The group’s overall turnover has grown by 4.5 per cent to Rs 6,690 crore from Rs 6,400 crore last year. Of the total turnover, power and tyres contributed 39 per cent and 30 per cent, respectively.
RPG’s utility major CESC has got a boost from a recent Calcutta High Court order awarding the company its long pending tariff increase. “We are hopeful that the development will change the complexion of CESC. The net effect of this to the topline will be an additional Rs 300 crore in revenues every year. We will have to see how we make use of this positive development,” RPG group chairman Harsh Goenka told The Financial Express.
Mr Goenka answered in the affirmative when asked whether the group was open to bidding for state-owned transmission companies that may come up for disinvestment. Other group companies dealing in power are RPG Transmission, KEC International, NPCL and RPG Cables. RPG group’s other flagship company CEAT turned the corner with a profit of Rs 3 crore in the year ended March 31, 2002, as against a loss of Rs 14 crore in the previous year. The company’s market share in tyres has increased by 4.5 per cent to 19 per cent, indicating that the turnaround strategy has worked. The increase in market share has been aided by the auto sector looking up.

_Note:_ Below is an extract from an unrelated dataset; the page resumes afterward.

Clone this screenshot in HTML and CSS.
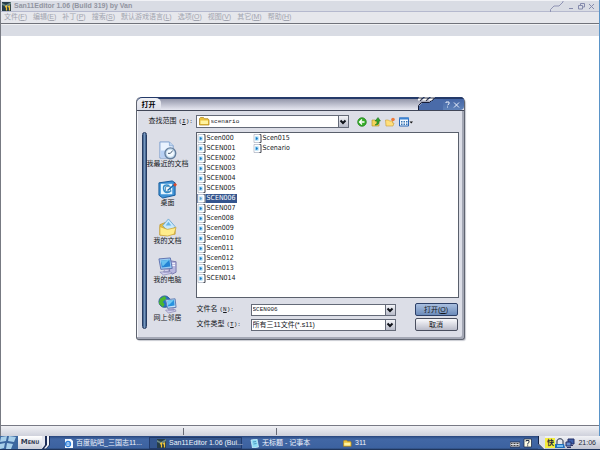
FILE: index.html
```html
<!DOCTYPE html>
<html>
<head>
<meta charset="utf-8">
<title>San11Editor 1.06 (Build 319) by Van</title>
<link rel="stylesheet" href="styles.css">
</head>
<body>
<svg class="defs" aria-hidden="true">
  <symbol id="file" viewBox="0 0 9 9"><path d="M1 .5h5.5L8 2v6.5H1z" fill="#fff" stroke="#9aa3b5" stroke-width=".6"/><path d="M6.500.5H8v8H6.500" fill="none" stroke="#35383f" stroke-width=".8"/><path d="M2 2.500h3.500v4H2z" fill="#8fd0f2"/><path d="M3 3l2 1.500-2 1.500z" fill="#1873c0"/></symbol>
  <symbol id="folder" viewBox="0 0 11 9"><path d="M.5 8V1.500L1.500.5h3l1 1.200h3.500L10 3v5z" fill="#ecc23d" stroke="#a77e18" stroke-width=".7"/><path d="M1.500 3.500h7.500v3.500h-7.500z" fill="#fff3a0"/></symbol>
  <symbol id="app" viewBox="0 0 9 9"><path d="M0 0h9v9H0z" fill="#263d49"/><path d="M0 1l4 2 5-3v2L5 5 0 3z" fill="#6d8a83"/><path d="M3 5l1.500-1V8.500M6 5l1.500-1V8.500" fill="none" stroke="#efc33a" stroke-width="1.200"/></symbol>
</svg>

<div class="window">
  <header class="titlebar">
    <svg class="app-icon"><use href="#app"/></svg>
    <h1>San11Editor 1.06 (Build 319) by Van</h1>
    <svg class="notch" viewBox="0 0 15 11"><path d="M.5 11V8.500L4 5h5l4-4V0" fill="none" stroke="#8f93b4"/></svg>
    <button class="win-btn" aria-label="Minimize"><svg viewBox="0 0 7 7"><path d="M1 5.500h4"/></svg></button>
    <button class="win-btn" aria-label="Restore"><svg viewBox="0 0 7 7"><path d="M2.500 2.500v-2h4v3.500h-2M.5 2.500h4v3.500h-4z"/></svg></button>
    <button class="win-btn" aria-label="Close"><svg viewBox="0 0 7 7"><path d="M1 1l5 5M6 1L1 6"/></svg></button>
  </header>
  <nav class="menubar">
    <a href="#">文件(<u>F</u>)</a><a href="#">编辑(<u>E</u>)</a><a href="#">补丁(<u>P</u>)</a><a href="#">搜索(<u>S</u>)</a><a href="#">默认游戏语言(<u>L</u>)</a><a href="#">选项(<u>O</u>)</a><a href="#">视图(<u>V</u>)</a><a href="#">其它(<u>M</u>)</a><a href="#">帮助(<u>H</u>)</a>
  </nav>
  <div class="toolbar"></div>

  <main class="client">
    <form class="dialog" role="dialog" aria-labelledby="dlg-title">
      <div class="dlg-title">
        <h2 id="dlg-title">打开</h2>
        <div class="dlg-controls">
          <svg class="slashes" viewBox="0 0 25 13"><path d="M1 13V9l3-3h7l6-6h8v13z" fill="#4a6ba9"/><path d="M17 0h8v2h-9z" fill="#243a69"/><path d="M.5 13V8.500L3.500 5.500h8L16 1" fill="none" stroke="#151c38"/><path d="M1 0h4L2 3.500H-1zM7 0h4L8 3.500H4zM13 0h4l-3 3.500h-4z" fill="#fff"/><path d="M0 1h4.500L2 4M6 1h4.500L8 4M12 1h4.500L14 4" fill="none" stroke="#1c2137" stroke-width=".9"/></svg>
          <button type="button" class="dlg-btn" aria-label="Help"><svg viewBox="0 0 7 7"><path d="M2 2V1h3v2L3.500 4M3.500 5.500v1"/></svg></button>
          <button type="button" class="dlg-btn" aria-label="Close"><svg viewBox="0 0 7 7"><path d="M1 1.500l5 5M6 1.500l-5 5"/></svg></button>
        </div>
      </div>

      <div class="lookin">
        <label for="folder-select">查找范围<span class="key">(<u>I</u>):</span></label>
        <div class="combo folder-combo">
          <svg class="folder-icon"><use href="#folder"/></svg>
          <select id="folder-select" class="mono"><option>scenario</option></select>
          <span class="arrow"><svg viewBox="0 0 8 8"><path d="M1.500 2.500L4 5l2.500-2.500" /></svg></span>
        </div>
        <div class="tools">
          <button type="button" aria-label="Back"><svg viewBox="0 0 10 10"><circle cx="5" cy="5" r="4.300" fill="#36ad28" stroke="#1b7c19" stroke-width=".7"/><path d="M2.500 5h5M5 2.500L2.500 5 5 7.500" fill="none" stroke="#fff" stroke-width="1.300"/></svg></button>
          <button type="button" aria-label="Up"><svg viewBox="0 0 10 10"><path d="M1 9V3h3l1 1h3v5z" fill="#f2d45c" stroke="#b48e22" stroke-width=".6"/><path d="M4 8c2-1 2-2 2-4H4l3-3.500L9.500 4H8c0 3-1 4-4 4z" fill="#32a22c" stroke="#166e18" stroke-width=".5"/></svg></button>
          <button type="button" aria-label="New folder"><svg viewBox="0 0 10 10"><path d="M1 9L.5 3h3l1 1h3v2h1.500L8 9z" fill="#ffdf7c" stroke="#c79b35" stroke-width=".6"/><circle cx="8" cy="2.500" r="1.800" fill="#ef7b3a"/></svg></button>
          <button type="button" class="views" aria-label="Views"><svg viewBox="0 0 14 10"><path d="M.5 1h9v8h-9z" fill="#f4f9ff" stroke="#2764b4"/><path d="M0 .5h10v2H0z" fill="#3d83d3"/><path d="M2 4h1.500v1.500H2zM4.500 4H6v1.500H4.500zM7 4h1.500v1.500H7zM2 6.500h1.500V8H2zM4.500 6.500H6V8H4.500zM7 6.500h1.500V8H7z" fill="#3976b5"/><path d="M10.500 4.500h3.500L12.250 6.500z" fill="#111"/></svg></button>
        </div>
      </div>

      <div class="dlg-body">
        <div class="rail"></div>
        <ul class="places">
          <li><a href="#"><svg viewBox="0 0 20 20"><path d="M2 1h10l4 4v13H2z" fill="#eaf3ff" stroke="#7a9dcc"/><path d="M12 1v4h4" fill="#bdd5f1" stroke="#7a9dcc" stroke-width=".7"/><path d="M3 10h6v7H3z" fill="#b7d0f3"/><circle cx="13" cy="13" r="5.700" fill="#c5dbed" stroke="#657f9e" stroke-width="1.400"/><circle cx="13" cy="13" r="3.700" fill="#f3faff"/><path d="M10.500 13H13l2.500-3" fill="none" stroke="#3d536e"/></svg><span>我最近的文档</span></a></li>
          <li><a href="#"><svg viewBox="0 0 20 20"><path d="M1 3l14-2 3 2v13L5 19l-4-3z" fill="#3f93d6" stroke="#14589b"/><path d="M3 4h12v11H3z" fill="#e4f5ff"/><path d="M12 6c-4-2-7 0-6 4s5 4 8 1" fill="none" stroke="#318ac9" stroke-width="1.500"/><path d="M8 7h5v5H8z" fill="#fff" stroke="#498bb6"/><path d="M10 11l7-6" stroke="#166aad" stroke-width="1.500"/><path d="M16 5l2-2 2 2-2 2z" fill="#d8492b"/></svg><span>桌面</span></a></li>
          <li><a href="#"><svg viewBox="0 0 20 20"><path d="M2 18V7l5-2 3 2 8 3v7z" fill="#e8bf42" stroke="#b99227" stroke-width=".8"/><path d="M5 8l6-7 7 8-6 7z" fill="#c7e8fd" stroke="#5b9ecb" stroke-width=".8"/><path d="M8 8l3-4 3 4z" fill="#66b4e7"/><path d="M2 18V9l8 3 9-2-2 7-7 2z" fill="#ffed8b" stroke="#cba437" stroke-width=".8"/></svg><span>我的文档</span></a></li>
          <li><a href="#"><svg viewBox="0 0 20 20"><path d="M13 4l6 1v11l-4 2-3-2z" fill="#b8b7df" stroke="#7777ad"/><path d="M15 7h3M15 9h3" stroke="#fff"/><path d="M1 2l12-1 2 11-12 1z" fill="#9bcbf2" stroke="#5e72b0"/><path d="M3 4l9-1 1 7-9 1z" fill="#2383d4"/><path d="M3 4l9-1-7 7z" fill="#67c0ef"/><path d="M7 13h4l1 3H6zM2 16l10-1 3 2-9 2z" fill="#d2d0ee" stroke="#8180b1" stroke-width=".7"/></svg><span>我的电脑</span></a></li>
          <li><a href="#"><svg viewBox="0 0 20 20"><circle cx="7" cy="7" r="6" fill="#2672c6" stroke="#245691"/><path d="M2 4l5-3 2 3-4 3 2 3-2 3-4-4z" fill="#4bb72f"/><path d="M8 5l10-1 1 9-9 1z" fill="#c4e4fa" stroke="#5d78b1"/><path d="M10 6l7-1 .5 6-7 1z" fill="#2792df"/><path d="M10 6l7-1-6 6z" fill="#70caf3"/><path d="M12 14h4l1 2h-6zM8 16l10-1 1 2-8 2z" fill="#d1d0ec" stroke="#8583b1" stroke-width=".7"/></svg><span>网上邻居</span></a></li>
        </ul>
        <div class="pane">
          <ul class="files">
            <li><svg><use href="#file"/></svg><span>Scen000</span></li>
            <li><svg><use href="#file"/></svg><span>SCEN001</span></li>
            <li><svg><use href="#file"/></svg><span>SCEN002</span></li>
            <li><svg><use href="#file"/></svg><span>SCEN003</span></li>
            <li><svg><use href="#file"/></svg><span>SCEN004</span></li>
            <li><svg><use href="#file"/></svg><span>SCEN005</span></li>
            <li class="selected"><svg><use href="#file"/></svg><span>SCEN006</span></li>
            <li><svg><use href="#file"/></svg><span>SCEN007</span></li>
            <li><svg><use href="#file"/></svg><span>Scen008</span></li>
            <li><svg><use href="#file"/></svg><span>Scen009</span></li>
            <li><svg><use href="#file"/></svg><span>Scen010</span></li>
            <li><svg><use href="#file"/></svg><span>Scen011</span></li>
            <li><svg><use href="#file"/></svg><span>Scen012</span></li>
            <li><svg><use href="#file"/></svg><span>Scen013</span></li>
            <li><svg><use href="#file"/></svg><span>SCEN014</span></li>
            <li><svg><use href="#file"/></svg><span>Scen015</span></li>
            <li><svg><use href="#file"/></svg><span>Scenario</span></li>
          </ul>
          <div class="fields">
            <label for="filename">文件名<span class="key">(<u>N</u>):</span></label>
            <div class="combo">
              <input id="filename" class="mono" type="text" value="SCEN006">
              <span class="arrow"><svg viewBox="0 0 8 8"><path d="M1.500 2.500L4 5l2.500-2.500"/></svg></span>
            </div>
            <button type="submit" class="action primary">打开(<u>O</u>)</button>
            <label for="filetype">文件类型<span class="key">(<u>T</u>):</span></label>
            <div class="combo">
              <select id="filetype"><option>所有三11文件(*.s11)</option></select>
              <span class="arrow"><svg viewBox="0 0 8 8"><path d="M1.500 2.500L4 5l2.500-2.500"/></svg></span>
            </div>
            <button type="button" class="action">取消</button>
          </div>
        </div>
      </div>
    </form>
  </main>

  <footer class="statusbar"><span></span><span></span><span></span></footer>
</div>

<div class="taskbar">
  <button class="start"><svg class="flag" viewBox="0 0 18 13"><path d="M0 0h18v13H0z" fill="#3c679f"/><path d="M1 1l6-1-1 5-6 1zM9 0l7 1-2 5-6-1zM0 8l5-1-1 5-4 1zM7 7l6 1-2 5H6z" fill="#a9d0ea"/></svg><span>M<small>ENU</small></span><svg class="edge" viewBox="0 0 12 13"><path d="M0 0h3v10L0 13z" fill="#e3e5ee"/><path d="M3 0v9L0 13h4l4-4V0z" fill="#1c2c57"/><path d="M5 0v9l-3 3.500h2L7 9V0z" fill="#eef1f8"/></svg></button>
  <div class="tasks">
    <button><svg viewBox="0 0 9 9"><path d="M1 0h6l2 2v7H1z" fill="#f4f9ff"/><circle cx="4" cy="5" r="2.500" fill="none" stroke="#2b7edb" stroke-width="1.300"/><path d="M2 5h4" stroke="#2b7edb"/></svg><span>百度贴吧_三国志11...</span></button>
    <button class="active"><svg><use href="#app"/></svg><span>San11Editor 1.06 (Bui...</span></button>
    <button><svg viewBox="0 0 9 9"><path d="M1 1l6-1 1.500 8-6 1z" fill="#8edcf5" stroke="#d9f6ff" stroke-width=".7"/><path d="M3 3l3-.5M3.500 5l3-.5" stroke="#317ea9" stroke-width=".7"/></svg><span>无标题 - 记事本</span></button>
    <button><svg viewBox="0 0 11 9"><use href="#folder"/></svg><span>311</span></button>
  </div>
  <div class="langbar">
    <svg viewBox="0 0 10 10"><path d="M0 4h10v5H0z" fill="#d9dbe1" stroke="#202a42" stroke-width=".8"/><path d="M1 5.500h8M1 7.500h8" stroke="#444" stroke-dasharray="1 .5"/></svg>
    <svg viewBox="0 0 10 10"><path d="M1 1h7.500v8H1z" fill="#fffde5" stroke="#222e4b" stroke-width=".8"/><path d="M3 3.500V2.500h3v2L4.700 5.500v1M4.700 7.300v1" fill="none" stroke="#273047"/></svg>
  </div>
  <div class="tray">
    <svg class="tray-edge" viewBox="0 0 7 13"><path d="M0 0h7v13H6L1 8z" fill="#dfe1ea"/><path d="M0 0v8l5 5H0z" fill="#3c62a0"/><path d="M.5 0v8L5.500 13" fill="none" stroke="#142449"/></svg>
    <span class="ime">快</span>
    <svg viewBox="0 0 10 10"><path d="M0 6h9l1 4H0z" fill="#216ebc"/><path d="M2 6V3c0-3 6-3 6 0v3" fill="#e7e9ed" stroke="#222f47"/><path d="M2 7h6v2H2z" fill="#76bdf1"/></svg>
    <svg viewBox="0 0 10 10"><path d="M3 1h6v5H3z" fill="#3c5fab" stroke="#252f67"/><path d="M1 4h5v4H1z" fill="#658dd1" stroke="#252f67"/><path d="M2 9.500h4M6 7.500h2" stroke="#303467"/></svg>
    <time>21:06</time>
  </div>
</div>
</body>
</html>
```
FILE: styles.css
```css
* { box-sizing: border-box; margin: 0; padding: 0; }
body {
  display: flex; flex-direction: column; height: 100vh; overflow: hidden;
  background: #fff; color: #15171c;
  font-family: "Liberation Sans", "Noto Sans CJK SC", sans-serif;
  font-size: 7px; line-height: 8px;
}
button, input, select { font: inherit; color: inherit; border: 0; background: none; border-radius: 0; }
ul { list-style: none; }
a { color: inherit; text-decoration: none; }
svg { display: block; flex: none; }
.defs { position: absolute; width: 0; height: 0; }

.window { flex: 1; min-height: 0; display: flex; flex-direction: column; border-left: 1px solid #777a82; border-right: 1px solid #5a94c8; }
.titlebar { display: flex; align-items: center; height: 12px; padding: 0 2px 0 1px; background: #d9dce4; border-top: 1px solid #f1f2f6; border-bottom: 1px solid #b5b9ce; }
.app-icon { width: 9px; height: 9px; }
.titlebar h1 { flex: 1; margin-left: 3px; font: bold 7px/10px "Liberation Sans", sans-serif; color: #9194a0; }
.notch { width: 15px; height: 11px; margin-right: 2px; }
.win-btn { width: 10px; height: 9px; padding: 1px; }
.win-btn svg { width: 7px; height: 7px; fill: none; stroke: #858bad; }
.menubar { display: flex; gap: 6px; height: 11px; padding: 1px 3px; background: #e6e7ec; color: #a1a4af; white-space: nowrap; }
.toolbar { height: 13px; background: #d9dce4; border-top: 1px solid #70727a; box-shadow: inset 0 1px #f0f1f4; }

.client { flex: 1; min-height: 0; padding-top: 61px; }
.dialog { width: 55%; min-width: 329px; margin: 0 auto; background: #dcdee7; border: 1px solid #5f6470; border-top: 0; border-radius: 5px 5px 3px 3px; box-shadow: inset -2px -2px #a4a8b5, inset 1px 0 #f5f6fa, 1px 1px 1px #c9cbd2; }
.dlg-title { display: flex; justify-content: space-between; height: 14px; border-top: 2px solid #243a69; border-bottom: 1px solid #414657; border-radius: 5px 4px 0 0; background: linear-gradient(#9497ab, #e8e9f2); }
.dlg-title h2 { margin-top: -1px; padding: 1px 5px 0; font-size: 7px; line-height: 11px; background: linear-gradient(#f0f1f5, #dcdee9); border-radius: 5px 5px 0 0; color: #000; }
.dlg-controls { display: flex; margin-top: -2px; }
.slashes { width: 25px; height: 13px; }
.dlg-btn { height: 13px; width: 9px; padding: 4px 1px 2px; background: linear-gradient(#243a69 0 2px, #4566a5 2px, #5f82ba); }
.dlg-btn:last-child { width: 12px; border-radius: 0 4px 4px 0; }
.dlg-btn svg { width: 7px; height: 7px; fill: none; stroke: #e9effb; }

.lookin { display: flex; align-items: center; padding: 4px 5px 3px 12px; }
.lookin label { width: 47px; }
label { white-space: nowrap; }
.key { margin-left: 2px; font-family: "Liberation Mono", monospace; font-size: 6px; }
.mono { font-family: "Liberation Mono", monospace; font-size: 6px; }
.combo { display: flex; align-items: stretch; height: 12px; background: #fff; border: 1px solid #646a78; }
.combo input, .combo select { flex: 1; min-width: 0; appearance: none; padding-left: 1px; outline: 0; }
.arrow { width: 10px; border-left: 1px solid #646a78; background: linear-gradient(#f3f4f8, #b8bbc9); display: flex; align-items: center; justify-content: center; }
.arrow svg { width: 8px; height: 8px; fill: none; stroke: #10131a; stroke-width: 2; }
.folder-combo { width: 153px; height: 13px; align-items: center; }
.folder-combo .arrow { align-self: stretch; }
.folder-icon { width: 11px; height: 9px; margin: 0 0 0 2px; }
.tools { display: flex; gap: 4px; margin-left: 8px; }
.tools svg { width: 10px; height: 10px; }
.tools .views svg { width: 14px; }

.dlg-body { display: flex; padding: 1px 5px 8px; }
.rail { flex: none; width: 5px; height: 197px; border: 1px solid #273c61; border-radius: 3px; background: linear-gradient(90deg, #345583, #7797bd, #345583); }
.places { flex: none; width: 42px; height: 190px; padding: 9px 0 0; display: flex; flex-direction: column; justify-content: space-between; }
.places a { display: flex; flex-direction: column; align-items: center; white-space: nowrap; }
.places svg { width: 19px; height: 19px; }
.pane { flex: 1; min-width: 0; margin-left: 7px; }
.files { display: grid; grid-auto-flow: column; grid-template-rows: repeat(15, 10px); grid-auto-columns: 56px; height: 166px; background: #fff; border: 1px solid #5a606c; font-family: "Liberation Sans Narrow", "DejaVu Sans Condensed", sans-serif; }
.files li { display: flex; align-items: center; }
.files svg { width: 9px; height: 9px; }
.files span { line-height: 9px; padding: 0 1px; }
.files .selected span { background: #34558e; color: #fff; }
.files .selected svg { background: #34558e; opacity: .7; }
.fields { display: grid; grid-template-columns: 54px 1fr 43px; align-items: center; row-gap: 2px; padding: 5px 1px 0 1px; }
.action { height: 13px; margin-left: 0; border: 1px solid #4a4f5f; border-radius: 2px; background: linear-gradient(#fafafd, #b9bbc9); }
.primary { background: linear-gradient(#a9bfdf, #6c8bba); border-color: #2d4068; }
.fields .combo { margin-right: 19px; }

.statusbar { display: grid; grid-template-columns: 182px 93px 1fr; height: 11px; border-top: 1px solid #777984; background: linear-gradient(#f0f1f5, #cfd1dc); padding-top: 2px; }
.statusbar span + span { border-left: 1px solid #686b76; height: 7px; }

.taskbar { display: flex; height: 14px; background: linear-gradient(#27457c, #4267a5 3px, #3c62a0 12px, #172746); color: #f1f5fc; }
.start { display: flex; align-items: center; width: 56px; height: 13px; }
.flag { width: 18px; height: 13px; }
.start span { flex: none; width: 24px; height: 13px; line-height: 13px; background: linear-gradient(#fff, #c9ccd8); color: #333b51; font-family: "DejaVu Sans", sans-serif; font-weight: bold; font-size: 7px; }
.start small { font-size: 5px; }
.edge { width: 12px; height: 13px; }
.tasks { flex: 1; display: flex; padding-top: 1px; }
.tasks button { display: flex; align-items: center; gap: 3px; width: 93px; height: 12px; padding: 0 7px 0 8px; white-space: nowrap; }
.tasks .active { border: 1px solid #223b6c; background: #34568e; padding: 0 6px 0 7px; }
.tasks svg { width: 9px; height: 9px; }
.langbar { display: flex; align-items: center; gap: 3px; margin-right: 5px; }
.langbar svg, .tray svg { width: 10px; height: 10px; }
.tray { display: flex; align-items: center; padding-right: 4px; height: 13px; background: linear-gradient(#f1f2f6, #c2c5d2); color: #252a38; }
.tray .tray-edge { width: 7px; height: 13px; }
.ime { width: 10px; line-height: 10px; text-align: center; background: #f4ed3c; font-weight: bold; }
.tray time { margin-left: 3px; }
```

With assets worth around $1.8 billion, the RPG group has been one of India’s fast growing business conglomerates and has major presence in retailing, entertainment, life sciences, information technology, power, tyres, telecommunication, among others.
The RPG group’s business portfolio is clearly divided into the old economy and new economy businesses. Under new economy, the group has a strong presence in communication, which contributes 13 per cent to its turnover, retail, contributing nine per cent, life science, which contributes seven per cent to the turnover, and entertainment with two per cent.
After hiving off its chemicals division, RPG Life Sciences — which is into bulk drugs, OTC, bio-technology and fermentation — has filed for an international patent for cyclosporin formulation. It is also targeting the generics market for drugs which would go off patent.
In IT and communications, the group is bullish about software firm, Zensar. The company is eyeing acquisitions abroad, and is also chalking out plans of specialising in BPO.
The group is laying a major thrust on retailing, said Mr Goenka. The group companies involved here are Foodworld, Musicworld, Giants, Health & Glow, HamaraCD.com, Saregama, and Spencer’s — covering grocery, music, wholesale, drugstore and online music. While Health & Glow is being given a facelift to suit consumer needs, at a time when the company has reported a profit, Giants, the cash and carry hyper market at Hyderabad, plans to set up 8-10 more hyper market stores across India. However, last year the group went slow on entertainment, with issues of piracy looming large. A renewed effort has been made to fight piracy and tackle competition in the music sector with competitively priced CDs.
Having made a small beginning in Tamil Nadu, the company is now foraying television software in a big way. Mr Goenka said that the company is also looking at the small budget films sector to explore growth.